(TASK OBJECTIVE): Copy all the entries below exactly, but not the pictures.

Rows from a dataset
= = = =

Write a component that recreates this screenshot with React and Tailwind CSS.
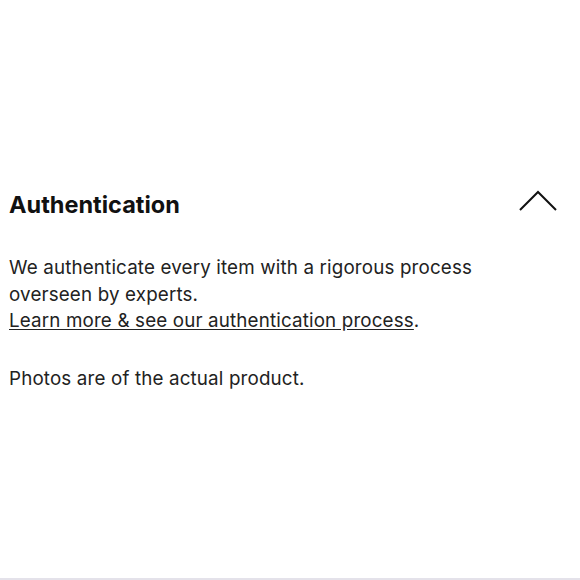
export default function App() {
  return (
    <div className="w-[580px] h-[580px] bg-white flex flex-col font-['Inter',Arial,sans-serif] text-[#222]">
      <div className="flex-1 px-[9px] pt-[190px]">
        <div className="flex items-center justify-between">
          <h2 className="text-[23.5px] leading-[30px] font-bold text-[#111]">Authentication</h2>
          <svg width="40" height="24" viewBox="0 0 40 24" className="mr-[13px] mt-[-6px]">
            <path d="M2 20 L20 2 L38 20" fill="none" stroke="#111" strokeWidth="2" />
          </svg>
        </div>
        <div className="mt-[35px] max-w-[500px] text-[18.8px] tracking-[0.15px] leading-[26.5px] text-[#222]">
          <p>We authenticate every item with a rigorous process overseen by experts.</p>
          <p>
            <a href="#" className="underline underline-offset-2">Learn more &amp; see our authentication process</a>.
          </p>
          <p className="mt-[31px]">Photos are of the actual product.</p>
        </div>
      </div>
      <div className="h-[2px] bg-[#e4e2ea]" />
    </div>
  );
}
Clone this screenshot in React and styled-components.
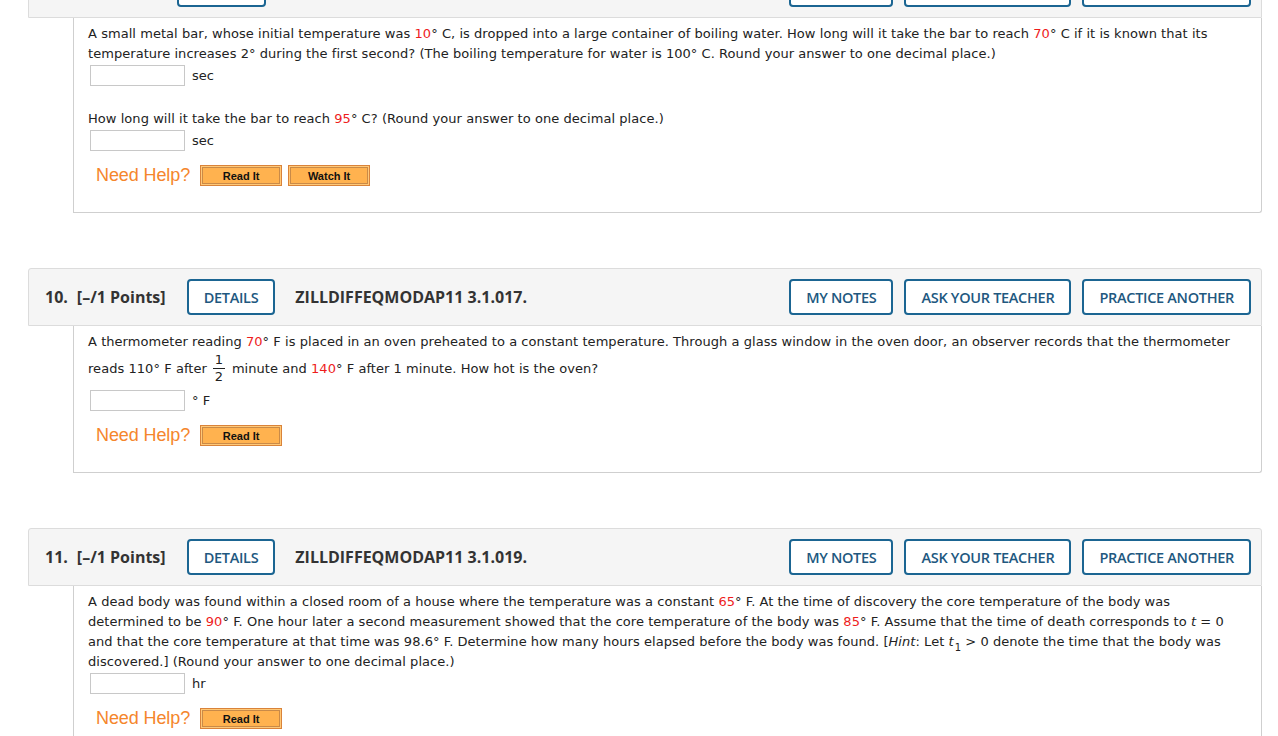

= = = =

(FULL SOLUTION):
Write a component that recreates this screenshot with React and Tailwind CSS.
export default function App() {
  return (
    <div className="w-[580px] h-[580px] bg-white flex flex-col font-['Inter',Arial,sans-serif] text-[#222]">
      <div className="flex-1 px-[9px] pt-[190px]">
        <div className="flex items-center justify-between">
          <h2 className="text-[23.5px] leading-[30px] font-bold text-[#111]">Authentication</h2>
          <svg width="40" height="24" viewBox="0 0 40 24" className="mr-[13px] mt-[-6px]">
            <path d="M2 20 L20 2 L38 20" fill="none" stroke="#111" strokeWidth="2" />
          </svg>
        </div>
        <div className="mt-[35px] max-w-[500px] text-[18.8px] tracking-[0.15px] leading-[26.5px] text-[#222]">
          <p>We authenticate every item with a rigorous process overseen by experts.</p>
          <p>
            <a href="#" className="underline underline-offset-2">Learn more &amp; see our authentication process</a>.
          </p>
          <p className="mt-[31px]">Photos are of the actual product.</p>
        </div>
      </div>
      <div className="h-[2px] bg-[#e4e2ea]" />
    </div>
  );
}
Clone this screenshot in React and styled-components.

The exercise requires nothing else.